La dernière session du Conseil de sécurité de l’ONU a donné lieu à un bras de fer entre certains pays africains et la France, alors que les autres grandes puissances se réfugient dans une neutralité qui n’aide en rien à la résolution du conflit.
Le Conseil de sécurité a décidé, vendredi dernier, de proroger jusqu’au 30 avril 2011 le mandat de la Mission des Nations unies pour l’organisation d’un référendum au Sahara occidental (MINURSO). Dans un communiqué, il réaffirme, par là même que les accords militaires de cessez-le-feu conclus avec la Mission doivent être pleinement respectés. Le Conseil de sécurité a exhorté, également, les parties à y adhérer pleinement.
En adoptant à l’unanimité de ses 15 membres la résolution 1920, parrainée par l’Espagne, ainsi que par les 5 membres permanents, le Conseil demande surtout aux parties de poursuivre les négociations sous les auspices du Secrétaire général, «sans conditions préalables et de bonne foi», en tenant compte «des efforts faits depuis 2006 et des faits nouveaux survenus depuis», en vue de parvenir à «une solution politique juste, durable et mutuellement acceptable qui pourvoit à l’autodétermination du peuple du Sahara occidental».
Toujours selon son communiqué, le Conseil de sécurité «se félicite de ce que les parties se soient engagées à continuer à tenir des pourparlers informels restreints dans la perspective d’une cinquième série de négociations», en allusion aux rounds de Manhasset qui n’avancent pourtant pas d’un iota. Enfin, le Conseil de sécurité de l’ONU rappelle qu’il fait sienne la recommandation formulée dans le rapport du Secrétaire général selon laquelle «il est indispensable que les parties fassent preuve de réalisme et d’un esprit de compromis pour aller de l’avant dans les négociations».
Bien que ces résolutions aient été adoptées à l’unanimité, il faut dire que les interventions de chacun des 15 membres, hormis la Chine qui, malgré son poids, n’a pas l’air de trop vouloir s’immiscer dans le dossier, ont exprimé des positions divergentes.

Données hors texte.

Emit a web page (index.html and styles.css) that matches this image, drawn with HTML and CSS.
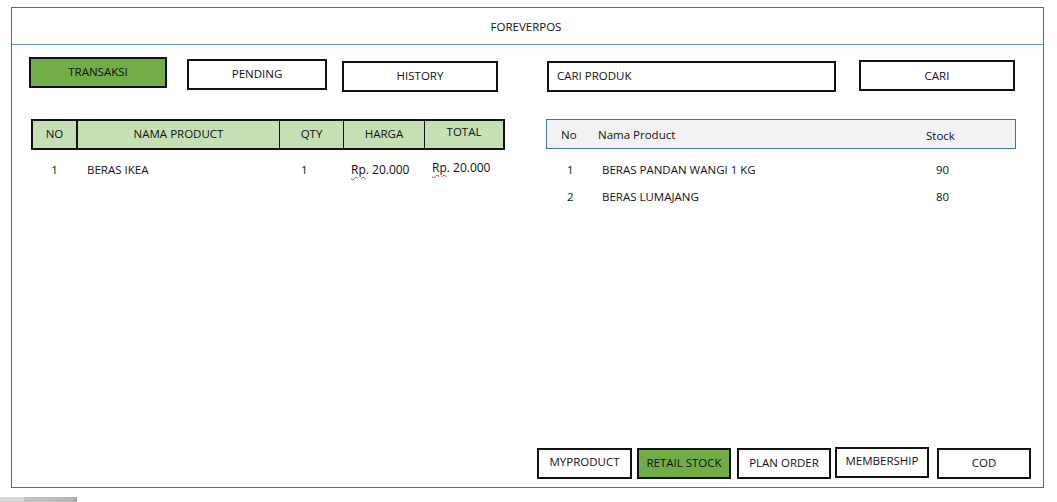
FILE: index.html
```html
<!DOCTYPE html>
<html>
<head>
<meta charset="utf-8">
<link rel="stylesheet" href="styles.css">
</head>
<body>
<div class="frame">
  <div class="header">FOREVERPOS</div>
  <div class="main">
    <div class="columns">
      <div class="left">
        <div class="toolbar">
          <div class="btn btn-green btn-transaksi">TRANSAKSI</div>
          <div class="btn btn-pending">PENDING</div>
          <div class="btn btn-history">HISTORY</div>
        </div>
        <div class="cart">
          <div class="cart-head">
            <div class="hc c-no thick">NO</div>
            <div class="hc c-name">NAMA PRODUCT</div>
            <div class="hc c-qty">QTY</div>
            <div class="hc c-harga">HARGA</div>
            <div class="hc c-total raised">TOTAL</div>
          </div>
          <div class="cart-row">
            <div class="rc c-no center">1</div>
            <div class="rc c-name name-pad">BERAS IKEA</div>
            <div class="rc c-qty qty-pad">1</div>
            <div class="rc c-harga money-pad"><span class="spell">Rp</span>. 20.000</div>
            <div class="rc c-total money-pad raised"><span class="spell">Rp</span>. 20.000</div>
          </div>
        </div>
      </div>
      <div class="right">
        <div class="search">
          <div class="btn search-input">CARI PRODUK</div>
          <div class="btn btn-cari">CARI</div>
        </div>
        <div class="stock">
          <div class="stock-head">
            <div class="sh-no">No</div>
            <div class="sh-name">Nama Product</div>
            <div class="sh-stock">Stock</div>
          </div>
          <div class="stock-row">
            <div class="sr-no">1</div>
            <div class="sr-name">BERAS PANDAN WANGI 1 KG</div>
            <div class="sr-stock">90</div>
          </div>
          <div class="stock-row">
            <div class="sr-no">2</div>
            <div class="sr-name">BERAS LUMAJANG</div>
            <div class="sr-stock">80</div>
          </div>
        </div>
      </div>
    </div>
    <div class="bottom">
      <div class="btn bb bb-my">MYPRODUCT</div>
      <div class="btn bb btn-green bb-retail">RETAIL STOCK</div>
      <div class="btn bb bb-plan">PLAN ORDER</div>
      <div class="btn bb bb-member">MEMBERSHIP</div>
      <div class="btn bb bb-cod">COD</div>
    </div>
  </div>
</div>
<div class="scrollbar"></div>
</body>
</html>
```

FILE: styles.css
```css
* { box-sizing: border-box; }
html, body { margin: 0; padding: 0; background: #fff; }
body {
  font-family: "Open Sans", "Liberation Sans", sans-serif;
  font-size: 11.5px;
  color: #111;
  width: 1057px;
  height: 502px;
  overflow: hidden;
}
.frame {
  margin: 7px 0 0 11px;
  width: 1033px;
  height: 481px;
  border: 1px solid #43709f;
  display: flex;
  flex-direction: column;
}
.header {
  height: 37px;
  border-bottom: 1px solid #5b9bd5;
  display: flex;
  align-items: center;
  justify-content: center;
  padding-top: 1px;
  padding-right: 3px;
}
.main {
  flex: 1;
  display: flex;
  flex-direction: column;
  padding: 0 12px 8px 17px;
}
.columns {
  flex: 1;
  display: flex;
  gap: 41px;
}
.left { width: 476px; }
.right { width: 470px; }
.btn {
  border: 2px solid #111;
  height: 31px;
  display: flex;
  align-items: center;
  justify-content: center;
  background: #fff;
}
.btn-green { background: #70ad47; }
.toolbar {
  display: flex;
  align-items: flex-start;
  padding-top: 12px;
}
.btn-transaksi { width: 138px; padding-bottom: 2px; }
.btn-pending { width: 140px; margin: 2px 0 0 20px; padding-bottom: 2px; }
.btn-history { width: 156px; margin: 4px 0 0 15px; padding-bottom: 2px; }
.cart { margin: 27px 0 0 2px; width: 474px; }
.cart-head {
  display: flex;
  height: 31px;
  background: #c5e0b4;
  border: 2px solid #111;
}
.hc {
  display: flex;
  align-items: center;
  justify-content: center;
  border-left: 1px solid #111;
  padding-bottom: 2px;
}
.hc.c-no { border-left: none; }
.thick { border-right: 2px solid #111; }
.c-no { width: 45px; }
.c-name { width: 201px; }
.hc.c-name { border-left: none; }
.c-qty { width: 64px; }
.c-harga { width: 81px; }
.c-total { flex: 1; }
.hc.raised { padding-bottom: 6px; }
.cart-row {
  display: flex;
  height: 38px;
  align-items: center;
  padding-top: 1px;
}
.rc.c-no { width: 47px; }
.rc.c-name { width: 201px; }
.center { text-align: center; }
.name-pad { padding-left: 9px; }
.qty-pad { padding-left: 22px; }
.money-pad { padding-left: 8px; font-size: 12px; }
.rc.raised { padding-bottom: 4px; }
.spell {
  text-decoration: underline wavy #e03030;
  text-decoration-thickness: 1px;
  text-underline-offset: 2px;
}
.search {
  display: flex;
  align-items: flex-start;
  padding-top: 16px;
}
.search-input {
  width: 289px;
  margin-left: 1px;
  justify-content: flex-start;
  padding-left: 8px;
  padding-bottom: 2px;
}
.btn-cari { width: 156px; margin: -1px 0 0 23px; padding-bottom: 0; }
.stock { margin-top: 27px; }
.stock-head {
  display: grid;
  grid-template-columns: 51px 328px 1fr;
  height: 30px;
  align-items: center;
  background: #f2f2f2;
  border: 1px solid #43709f;
}
.sh-no { padding-left: 14px; }
.sh-stock { padding-top: 2px; }
.stock-row {
  display: grid;
  grid-template-columns: 51px 328px 1fr;
  height: 27px;
  align-items: center;
}
.stock-head + .stock-row { margin-top: 7px; }
.sr-no { padding-left: 21px; }
.sr-name { padding-left: 5px; }
.sr-stock { padding-left: 11px; }
.bottom {
  display: flex;
  justify-content: flex-end;
  align-items: flex-end;
}
.bb { width: 94px; padding-bottom: 2px; }
.bb-my { width: 95px; padding-bottom: 5px; }
.bb-retail { margin-left: 5px; }
.bb-plan { margin-left: 6px; }
.bb-member { margin-left: 4px; margin-bottom: 1px; padding-bottom: 4px; }
.bb-cod { margin-left: 8px; }
.scrollbar {
  margin-top: 9px;
  width: 77px;
  height: 5px;
  background: linear-gradient(to right, #d6d6d6 0, #d6d6d6 24px, #c4c4c4 24px, #b8b8b8 72px, #9a9a9a 77px);
}
```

Il y a d’abord ceux qui manipulent le dossier avec prudence, comme les Etats-Unis. La américaine a rappelé que toutes les parties prenantes devraient réaffirmer leur volonté politique pour parvenir à un accord. Elle a également souhaité que les visites familiales puissent reprendre dès que possible. Préoccupée elle aussi par les allégations de violations de droits de l’homme, elle a rappelé que la présence de la MINURSO était plus que jamais indispensable. Son collègue de l’Autriche a souligné que la recherche du consensus avait constitué un processus laborieux. Il a indiqué qu’il aurait préféré que l’on appuie de façon plus explicite l’appel du Secrétaire général en faveur d’un dialogue avec la Haut-Commissaire aux droits de l’homme. Il a insisté sur la dimension humaine du conflit et a invité les parties à renouer le dialogue, sans condition préalable.
Cette insistance sur les droits de l’homme est, cependant, moins perceptible chez le représentant de la Russie et du Royaume-Uni qui s’est limité à des généralités. Il a été rejoint sur ce point par son homologue russe, qui a estimé que cette résolution était «équilibrée» et même si elle déniait à la MINURSO de garder un œil sur la question des droits de l’homme, Londres et Moscou estiment que ce qu’a con senti l’ONU est déjà largement à même de contribuer à trouver une solution pacifique et durable.
Le représentant britannique a cependant souhaité que le Secrétaire général établisse, dans son prochain rapport, des critères pour mesurer le succès de la MINURSO dans l’accomplissement de son mandat. En exigeant un bilan, Londres est-elle déjà pressée d’enterrer la MINURSO et lui voit-elle déjà un substitut ?
De son côté, le représentant de la France semble aussi s’impatienter des frais indus par la MINURSO en constant que son budget «avait fortement augmenté depuis deux ans» et en souhait que «le Conseil de sécurité soit en mesure d’assurer un meilleur suivi financier de l’ensemble des opérations de maintien de la paix».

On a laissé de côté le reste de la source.